Northern Lights: Inclusive growth are watchwords for more powerful, competitive city

Saudi officials and Sheffield business leaders at DLA Piper in St Pauls Sheffield
Saudi officials and Sheffield business leaders at DLA Piper in St Pauls Sheffield

As weeks go last week was, for me at least, a good one. Of course it had its usual ups and downs but three things stand out.

The first was “breaking ground” with the boss of HSBC for their new huge offices in the centre of Sheffield. It’s a slightly archaic tradition – a group of people with a spade on a building site covered with huge 21st century construction machinery – but the symbolism is what matters.

What would be the view of our city that would sum up the qualities of Sheffield?

A global bank enthusiastically committing to our city. They called it the “deal of the decade”. And while it may seem perfectly natural for HSBC – the Midland of old – to stay, it was something we never took for granted until the deal was done.

The second was a delegation from Saudi Arabia. I wasn’t quite sure what to expect as sometimes with these delegations you can end up with the junior marketing officer. Not this one.

They were seriously “high end” as I spoke to them at the offices of DLA Piper in Sheffield. In the morning of their visit they had seen our 19th century Cutlers’ Hall and the City Region’s modern Advanced Manufacturing Park.

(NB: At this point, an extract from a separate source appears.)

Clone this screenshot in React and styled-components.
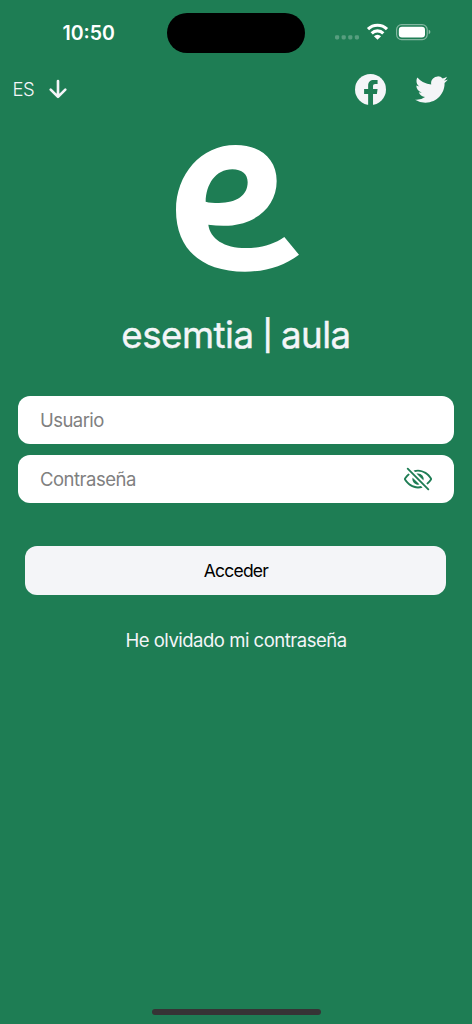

Conscious that they may have felt we had shown them the past and the present (with a glimpse of the future) I made the point that what we had really shown them was our strength in depth. We had shown them a city that has always invented things, innovated and made products of high quality.

The variety of top-rated Sheffield companies round that lunch table made the point far more eloquently than I could. Also, bear in mind that apart from London this delegation only chose to visit one other city – Sheffield.

The third was standing in the Mayor of Liverpool’s office with the five “core cities” of the Northern Powerhouse – ourselves, Leeds, Liverpool, Manchester and Newcastle. The view was a stunning panorama of the River Mersey – admittedly, the weather was fantastic.

The view summed up the qualities and history of the city, and I was left wondering what would be the view of our city that would sum up the qualities of Sheffield.

I found it hard to decide on a single view. Should it be the countryside, or the view of the city from the countryside as you approach? Should it be an iconic shot of Forgemasters? Should it be the new and striking buildings of our universities? Should it be the Peace Gardens with new corporate offices nearby? Should it be the many varied faces of Sheffield? I could go on.

But all of this to me is a huge positive. We now have a city that is good at many things, is made up of many qualities but, in many respects most importantly, is not known just for one type of business – one type of economy – because when you are you are very vulnerable.

It was that reflection that connected my week. A global bank committing to Sheffield, a Saudi delegation wanting to see our city and its businesses – not just one business or sector – and the now near-impossibility of pigeon-holing Sheffield.

But if all that is good there is a balance that is being struck. Global investors, an improving and successful economy and new businesses are good as the people of our city benefit. That is why the phrase “Inclusive Growth” is fast becoming the new goal.

And so my week ended with a debate and discussion at the Partnership Board for Sheffield about just that. Our schools are doing well, our wages are growing, our economy is getting bigger and that is translating now and in the future into as many people as possible being included in that growth.

Put simply, they need to feel the benefits. I do not subscribe to the view that some people don’t want to be part of success – nobody aspires to be poor!

As we as a nation move into some interesting months and years ahead – and this is not a party political point – I confidently predict that making extra efforts to include many more people in the economic success that the country enjoys will be a constant theme.

For some it will be an issue of social morality. For others it just makes common sense. There is now a body of evidence that shows that focusing on basic skills is as important for how a town and city succeeds as is focusing on the high end of skills. Whatever the reason, it needs to be done and it needs to be done relentlessly. We are doing that in this city.

So, coming back to Sheffield, this is just the sort of city that can and will want to crack this challenge.

And while new buildings, new investors, a new economy are great, just think how powerful our message will be – how competitive we will be – with inclusive growth’ as our defining quality.